#### Set task:
Count every line of these entries that holds the word "screenshot", and reply with the number only.

#### Supplied material:
┄┄┄┄┄┄

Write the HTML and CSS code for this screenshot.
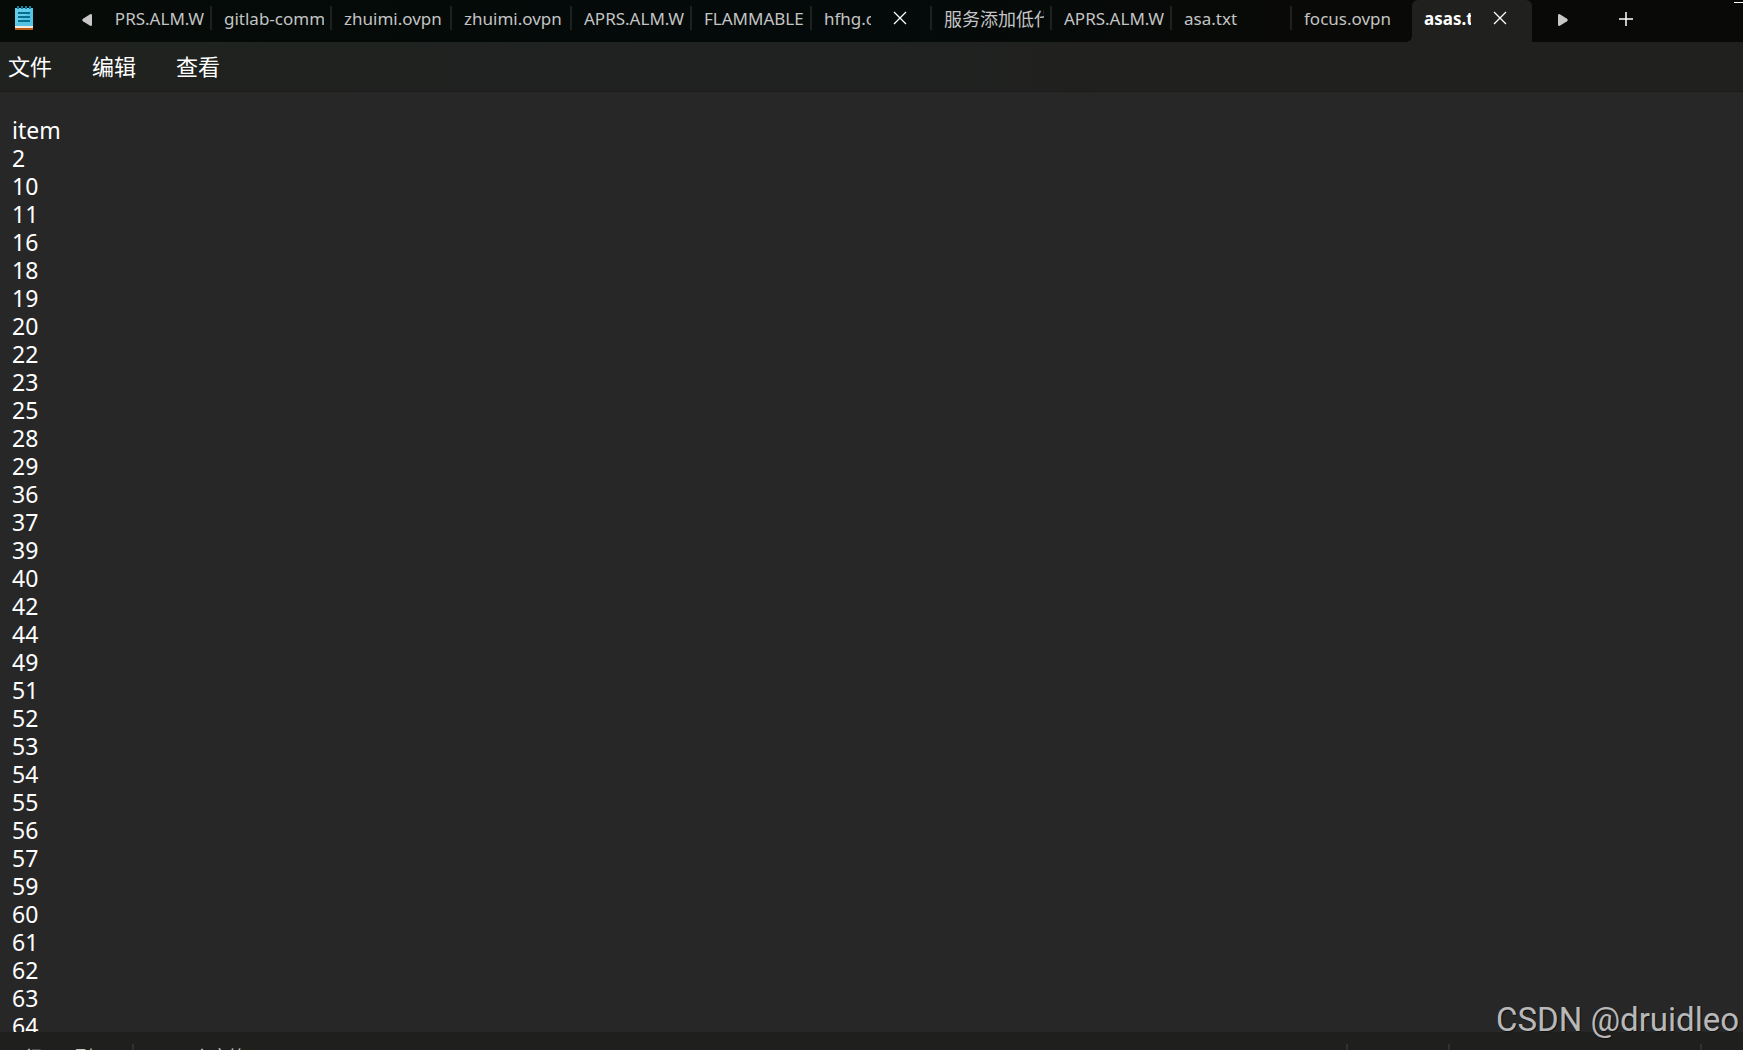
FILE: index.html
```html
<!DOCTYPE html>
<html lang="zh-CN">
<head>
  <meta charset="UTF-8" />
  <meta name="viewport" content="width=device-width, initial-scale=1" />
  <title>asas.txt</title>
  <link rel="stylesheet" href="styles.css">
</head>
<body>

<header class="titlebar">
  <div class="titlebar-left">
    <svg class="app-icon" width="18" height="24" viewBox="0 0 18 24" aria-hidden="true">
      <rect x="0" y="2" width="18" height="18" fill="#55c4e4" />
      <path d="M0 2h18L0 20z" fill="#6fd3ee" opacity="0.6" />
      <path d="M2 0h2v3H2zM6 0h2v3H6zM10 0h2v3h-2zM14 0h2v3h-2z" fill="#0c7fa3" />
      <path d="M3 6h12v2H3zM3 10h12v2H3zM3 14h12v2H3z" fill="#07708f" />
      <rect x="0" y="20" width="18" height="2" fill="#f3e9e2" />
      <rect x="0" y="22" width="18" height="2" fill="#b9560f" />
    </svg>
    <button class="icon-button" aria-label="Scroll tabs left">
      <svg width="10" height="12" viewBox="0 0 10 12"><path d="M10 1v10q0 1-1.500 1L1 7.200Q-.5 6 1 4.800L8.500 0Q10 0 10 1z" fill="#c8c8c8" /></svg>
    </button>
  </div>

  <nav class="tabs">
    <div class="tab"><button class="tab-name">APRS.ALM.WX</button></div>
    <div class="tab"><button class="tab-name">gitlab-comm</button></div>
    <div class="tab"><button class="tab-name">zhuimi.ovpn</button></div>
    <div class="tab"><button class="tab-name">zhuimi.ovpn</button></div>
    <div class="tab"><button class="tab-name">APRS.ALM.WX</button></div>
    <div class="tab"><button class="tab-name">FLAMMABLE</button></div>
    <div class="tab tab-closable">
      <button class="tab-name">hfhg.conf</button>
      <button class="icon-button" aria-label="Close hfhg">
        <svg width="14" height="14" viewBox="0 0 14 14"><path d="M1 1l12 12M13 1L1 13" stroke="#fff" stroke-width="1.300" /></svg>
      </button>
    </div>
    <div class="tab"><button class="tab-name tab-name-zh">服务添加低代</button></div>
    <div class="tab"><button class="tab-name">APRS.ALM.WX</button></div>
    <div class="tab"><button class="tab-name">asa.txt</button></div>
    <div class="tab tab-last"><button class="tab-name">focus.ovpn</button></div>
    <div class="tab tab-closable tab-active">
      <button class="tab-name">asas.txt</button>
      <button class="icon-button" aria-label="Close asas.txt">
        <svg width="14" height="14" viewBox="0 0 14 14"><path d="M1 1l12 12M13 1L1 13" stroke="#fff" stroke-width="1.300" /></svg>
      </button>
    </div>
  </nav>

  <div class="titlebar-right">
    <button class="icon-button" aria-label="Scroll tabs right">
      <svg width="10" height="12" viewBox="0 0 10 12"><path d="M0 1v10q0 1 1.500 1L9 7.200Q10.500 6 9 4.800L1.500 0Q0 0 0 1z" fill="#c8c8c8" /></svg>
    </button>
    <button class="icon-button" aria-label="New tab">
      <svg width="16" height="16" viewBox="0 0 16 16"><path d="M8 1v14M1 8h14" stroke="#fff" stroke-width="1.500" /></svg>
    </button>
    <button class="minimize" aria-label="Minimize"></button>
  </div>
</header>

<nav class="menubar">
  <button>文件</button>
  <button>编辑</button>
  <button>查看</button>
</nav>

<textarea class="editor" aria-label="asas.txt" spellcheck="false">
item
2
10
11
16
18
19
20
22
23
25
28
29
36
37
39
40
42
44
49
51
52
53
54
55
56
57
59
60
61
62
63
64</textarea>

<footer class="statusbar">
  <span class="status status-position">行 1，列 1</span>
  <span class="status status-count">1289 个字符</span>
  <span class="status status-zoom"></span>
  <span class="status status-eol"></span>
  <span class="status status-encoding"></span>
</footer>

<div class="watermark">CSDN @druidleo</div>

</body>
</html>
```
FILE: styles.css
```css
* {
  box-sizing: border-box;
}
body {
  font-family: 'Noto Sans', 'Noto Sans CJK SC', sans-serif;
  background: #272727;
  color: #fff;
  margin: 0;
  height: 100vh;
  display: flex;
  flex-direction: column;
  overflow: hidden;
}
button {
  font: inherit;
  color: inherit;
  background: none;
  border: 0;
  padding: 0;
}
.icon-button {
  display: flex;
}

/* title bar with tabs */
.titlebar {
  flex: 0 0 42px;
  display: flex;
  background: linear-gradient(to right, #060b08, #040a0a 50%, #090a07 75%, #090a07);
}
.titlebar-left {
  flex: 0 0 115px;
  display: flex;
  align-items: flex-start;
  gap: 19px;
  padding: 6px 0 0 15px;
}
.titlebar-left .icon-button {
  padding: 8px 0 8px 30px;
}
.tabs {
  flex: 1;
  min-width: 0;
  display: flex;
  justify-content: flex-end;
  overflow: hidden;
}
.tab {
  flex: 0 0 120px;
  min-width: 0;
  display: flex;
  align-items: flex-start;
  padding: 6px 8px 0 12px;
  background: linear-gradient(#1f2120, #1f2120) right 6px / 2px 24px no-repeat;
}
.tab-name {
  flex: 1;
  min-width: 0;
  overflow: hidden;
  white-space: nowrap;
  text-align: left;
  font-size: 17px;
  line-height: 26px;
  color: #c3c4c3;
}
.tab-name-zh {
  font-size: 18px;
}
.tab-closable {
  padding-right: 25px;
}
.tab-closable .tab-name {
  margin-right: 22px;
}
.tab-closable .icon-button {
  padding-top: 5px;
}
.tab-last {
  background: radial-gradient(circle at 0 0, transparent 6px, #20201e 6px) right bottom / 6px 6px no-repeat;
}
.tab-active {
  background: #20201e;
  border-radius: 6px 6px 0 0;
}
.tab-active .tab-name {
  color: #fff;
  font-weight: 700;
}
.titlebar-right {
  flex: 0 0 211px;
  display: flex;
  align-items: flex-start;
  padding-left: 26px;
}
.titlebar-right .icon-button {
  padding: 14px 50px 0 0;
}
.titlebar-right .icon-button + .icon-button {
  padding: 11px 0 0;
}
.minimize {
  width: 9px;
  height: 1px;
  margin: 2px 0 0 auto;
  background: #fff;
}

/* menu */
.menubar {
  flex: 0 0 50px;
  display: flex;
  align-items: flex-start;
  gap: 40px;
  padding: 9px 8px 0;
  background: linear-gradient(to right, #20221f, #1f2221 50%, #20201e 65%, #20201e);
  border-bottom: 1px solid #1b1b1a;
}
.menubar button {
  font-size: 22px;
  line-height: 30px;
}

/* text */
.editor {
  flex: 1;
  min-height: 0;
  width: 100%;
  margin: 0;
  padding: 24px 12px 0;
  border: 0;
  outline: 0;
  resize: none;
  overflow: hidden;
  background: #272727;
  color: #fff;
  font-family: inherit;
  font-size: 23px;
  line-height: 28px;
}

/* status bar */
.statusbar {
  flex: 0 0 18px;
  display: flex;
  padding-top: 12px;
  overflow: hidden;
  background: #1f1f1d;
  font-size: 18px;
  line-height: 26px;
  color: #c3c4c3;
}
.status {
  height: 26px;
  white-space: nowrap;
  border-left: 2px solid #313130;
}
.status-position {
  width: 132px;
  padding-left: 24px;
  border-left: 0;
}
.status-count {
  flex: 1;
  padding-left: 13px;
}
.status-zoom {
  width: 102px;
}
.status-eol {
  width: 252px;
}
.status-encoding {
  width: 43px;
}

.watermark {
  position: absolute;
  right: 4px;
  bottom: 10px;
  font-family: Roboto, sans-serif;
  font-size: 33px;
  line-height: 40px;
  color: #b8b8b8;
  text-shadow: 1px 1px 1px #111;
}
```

┄┄┄┄┄┄

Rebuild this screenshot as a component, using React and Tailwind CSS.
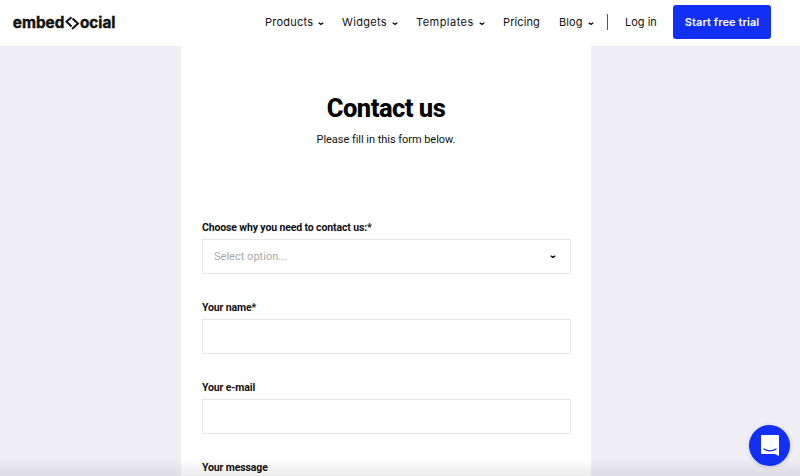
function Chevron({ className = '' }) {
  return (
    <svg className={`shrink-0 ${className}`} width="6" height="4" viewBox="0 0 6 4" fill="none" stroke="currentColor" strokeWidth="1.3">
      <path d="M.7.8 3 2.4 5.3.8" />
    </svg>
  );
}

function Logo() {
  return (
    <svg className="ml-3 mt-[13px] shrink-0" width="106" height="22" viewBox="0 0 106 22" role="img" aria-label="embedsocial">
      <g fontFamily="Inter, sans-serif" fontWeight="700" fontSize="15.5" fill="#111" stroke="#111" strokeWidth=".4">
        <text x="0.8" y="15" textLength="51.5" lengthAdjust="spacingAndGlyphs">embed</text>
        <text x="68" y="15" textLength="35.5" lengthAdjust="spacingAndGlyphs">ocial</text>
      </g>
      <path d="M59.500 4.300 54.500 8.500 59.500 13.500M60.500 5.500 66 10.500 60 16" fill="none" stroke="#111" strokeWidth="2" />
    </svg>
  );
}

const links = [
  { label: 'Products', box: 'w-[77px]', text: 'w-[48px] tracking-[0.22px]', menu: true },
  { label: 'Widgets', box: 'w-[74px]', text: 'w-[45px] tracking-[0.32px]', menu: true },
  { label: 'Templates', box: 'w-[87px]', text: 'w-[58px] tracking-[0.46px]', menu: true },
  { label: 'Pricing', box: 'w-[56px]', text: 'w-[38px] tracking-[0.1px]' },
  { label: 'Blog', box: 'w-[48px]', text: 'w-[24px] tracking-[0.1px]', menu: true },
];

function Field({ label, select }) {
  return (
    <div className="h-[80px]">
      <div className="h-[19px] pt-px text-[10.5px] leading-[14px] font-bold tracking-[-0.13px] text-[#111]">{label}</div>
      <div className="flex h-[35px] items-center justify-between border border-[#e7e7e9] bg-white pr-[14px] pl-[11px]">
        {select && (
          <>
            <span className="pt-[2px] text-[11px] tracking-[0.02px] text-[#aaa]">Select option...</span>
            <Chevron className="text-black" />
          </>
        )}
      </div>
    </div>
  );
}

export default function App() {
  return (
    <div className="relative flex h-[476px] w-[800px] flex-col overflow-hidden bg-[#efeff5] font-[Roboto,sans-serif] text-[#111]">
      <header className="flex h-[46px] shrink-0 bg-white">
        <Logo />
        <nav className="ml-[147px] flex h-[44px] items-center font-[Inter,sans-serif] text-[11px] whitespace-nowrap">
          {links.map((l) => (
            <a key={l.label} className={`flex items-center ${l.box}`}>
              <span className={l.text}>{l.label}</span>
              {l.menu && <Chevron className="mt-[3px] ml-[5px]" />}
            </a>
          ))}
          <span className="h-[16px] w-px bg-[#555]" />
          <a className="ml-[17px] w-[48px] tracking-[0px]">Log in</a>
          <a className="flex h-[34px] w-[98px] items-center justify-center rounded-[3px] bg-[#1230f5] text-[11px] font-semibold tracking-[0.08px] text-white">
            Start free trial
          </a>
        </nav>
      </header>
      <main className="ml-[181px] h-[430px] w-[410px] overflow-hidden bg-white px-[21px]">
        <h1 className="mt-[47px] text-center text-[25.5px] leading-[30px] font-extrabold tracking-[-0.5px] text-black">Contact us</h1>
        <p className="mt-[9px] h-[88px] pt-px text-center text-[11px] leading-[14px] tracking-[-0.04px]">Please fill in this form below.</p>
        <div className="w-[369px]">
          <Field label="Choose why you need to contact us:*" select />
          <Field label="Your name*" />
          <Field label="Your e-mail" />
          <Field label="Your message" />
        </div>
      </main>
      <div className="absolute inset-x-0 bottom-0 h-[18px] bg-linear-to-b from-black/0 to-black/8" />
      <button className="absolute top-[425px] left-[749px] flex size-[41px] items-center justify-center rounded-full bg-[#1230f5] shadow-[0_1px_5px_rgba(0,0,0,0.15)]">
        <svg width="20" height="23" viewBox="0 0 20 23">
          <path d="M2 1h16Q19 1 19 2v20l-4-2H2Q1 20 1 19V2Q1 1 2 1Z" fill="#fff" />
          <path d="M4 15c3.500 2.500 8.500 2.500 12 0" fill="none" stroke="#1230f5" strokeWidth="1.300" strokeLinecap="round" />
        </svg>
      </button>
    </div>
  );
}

┄┄┄┄┄┄

#### Task answer:
2